Já o IMA disse estar ciente sobre as rachaduras que têm aparecido em casa, mas alega que não foi notificada em processo judicial sobre o assunto.
As equipes técnicas, tanto dos setores de fiscalização como de licenciamento, monitoram as atividades da Mineradora Vale Verde a partir das condicionantes que foram impostas quando houve o licenciamento. Nesse sentido, não há registro de anormalidades nas atividades e plano de controle relativo às explosões.
Responsável por fiscalizar a atividade no Brasil, a ANM (Agência Nacional de Mineração) informou que a Vale Verde possui autorização para exploração em vigor desde outubro de 2011. A última fiscalização ocorrida foi em outubro de 2022 e a atividade estava regular.
Empresa diz que segue regras
A Mineradora Vale Verde é uma empresa que pertence ao fundo de investimentos britânico Appian Capital Advisory. Ela opera em Craíbas desde 2007, quando implantou o projeto Serrote. Hoje são 1,1 mil trabalhadores no local, diz a empresa.

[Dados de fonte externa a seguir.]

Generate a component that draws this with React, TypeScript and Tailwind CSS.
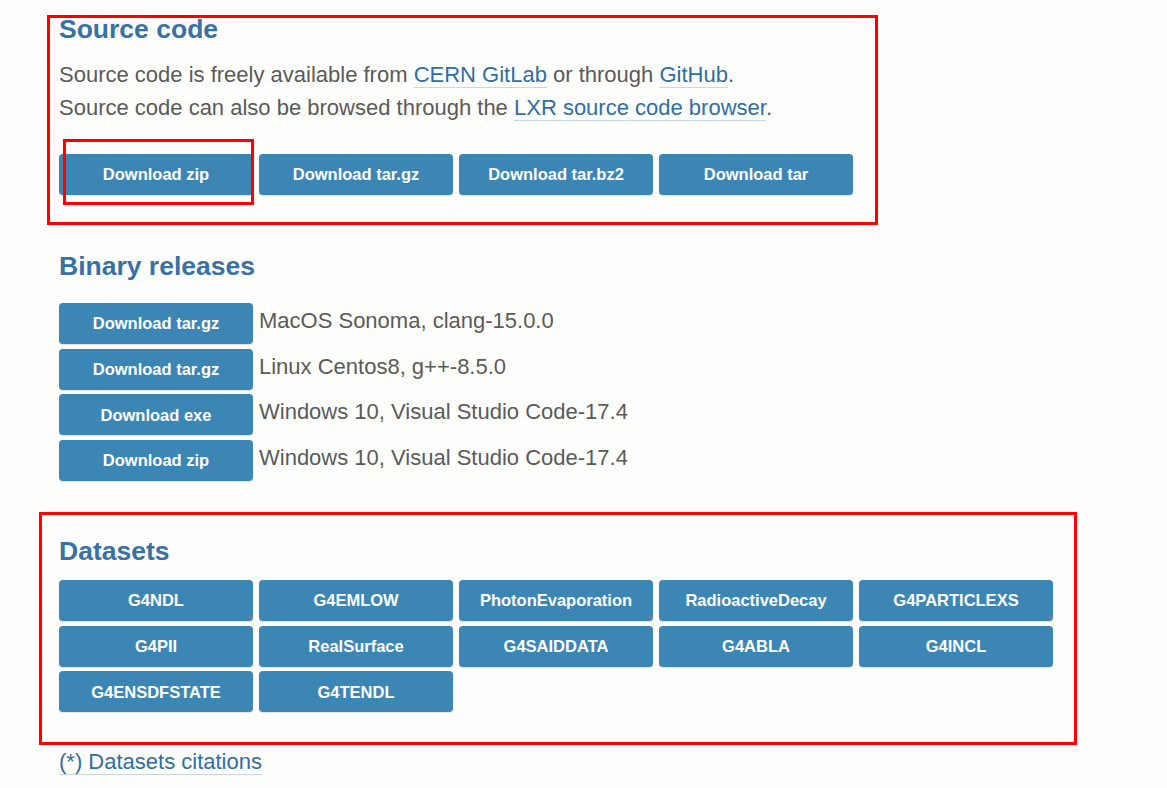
import React from "react";

const FONT = { fontFamily: '"Liberation Sans", Arial, sans-serif' };

const btn =
  "flex h-[41px] w-[194px] shrink-0 items-center justify-center rounded-[4px] bg-[#3b86b5] text-[16.5px] font-bold text-white shadow-[0_1px_1px_rgba(0,0,0,0.12)]";

const link = "text-[#2f6ea5] border-b border-[#c9d6e3]";

const datasets = [
  "G4NDL",
  "G4EMLOW",
  "PhotonEvaporation",
  "RadioactiveDecay",
  "G4PARTICLEXS",
  "G4PII",
  "RealSurface",
  "G4SAIDDATA",
  "G4ABLA",
  "G4INCL",
  "G4ENSDFSTATE",
  "G4TENDL",
];

const binaries = [
  ["Download tar.gz", "MacOS Sonoma, clang-15.0.0"],
  ["Download tar.gz", "Linux Centos8, g++-8.5.0"],
  ["Download exe", "Windows 10, Visual Studio Code-17.4"],
  ["Download zip", "Windows 10, Visual Studio Code-17.4"],
];

export default function App() {
  return (
    <div className="relative h-[788px] w-[1167px] overflow-hidden bg-[#fefefc]" style={FONT}>
      <div className="pl-[59px] pt-[14px]">
        {/* Source code */}
        <h2 className="text-[26.5px] font-bold leading-[30px] text-[#3871a4]">Source code</h2>
        <div className="mt-[14px] text-[22px] leading-[33px] text-[#5a5a5a]">
          <p>
            Source code is freely available from <a className={link}>CERN GitLab</a> or through{" "}
            <a className={link}>GitHub</a>.
          </p>
          <p>
            Source code can also be browsed through the <a className={link}>LXR source code browser</a>.
          </p>
        </div>
        <div className="mt-[30px] flex gap-[6px]">
          <div className={btn}>Download zip</div>
          <div className={btn}>Download tar.gz</div>
          <div className={btn}>Download tar.bz2</div>
          <div className={btn}>Download tar</div>
        </div>

        {/* Binary releases */}
        <h2 className="mt-[56px] text-[26.5px] font-bold leading-[30px] text-[#3871a4]">Binary releases</h2>
        <div className="mt-[22px] flex flex-col gap-[4.7px]">
          {binaries.map(([b, t], i) => (
            <div key={i} className="flex items-start gap-[6px]">
              <div className={btn}>{b}</div>
              <span className="mt-px text-[22px] leading-[33px] text-[#5a5a5a]">{t}</span>
            </div>
          ))}
        </div>

        {/* Datasets */}
        <h2 className="mt-[55px] text-[26.5px] font-bold leading-[30px] text-[#3871a4]">Datasets</h2>
        <div className="mt-[14px] grid w-[994px] grid-cols-5 gap-x-[6px] gap-y-[4.7px]">
          {datasets.map((d) => (
            <div key={d} className={btn}>
              {d}
            </div>
          ))}
        </div>
        <p className="mt-[33px] text-[22px] leading-[33px]">
          <a className={link}>(*) Datasets citations</a>
        </p>
      </div>

      {/* red annotation boxes */}
      <div className="pointer-events-none absolute left-[47px] top-[15px] h-[210px] w-[831px] border-[3px] border-[#ff0000]" />
      <div className="pointer-events-none absolute left-[63px] top-[139px] h-[66px] w-[191px] border-[3px] border-[#ff0000]" />
      <div className="pointer-events-none absolute left-[39px] top-[512px] h-[233px] w-[1038px] border-[3px] border-[#ff0000]" />
    </div>
  );
}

Em nota, ela afirmou que o "processo de desmonte controlado é rigorosamente monitorado por sismógrafos e acompanhado por uma equipe multidisciplinar, cumprindo os padrões de segurança, em rotina de monitoramento ambiental contínuo."
Ainda de acordo com a empresa, o resultado desse trabalho regular é semanalmente enviado às comunidades "por meio das plataformas de mensagem, a partir de grupos de relacionamento que mantém junto com lideranças locais."
Sobre a ação civil pública, alega que aguarda citação.
A companhia esclarece que mantém as melhores práticas de ESG [Ambiental, Social e Governança], estando rigorosamente dentro dos padrões exigidos na legislação brasileira e em linha com as melhores práticas internacionais e reforça que se mantém aberta para o diálogo franco e transparente com as populações locais.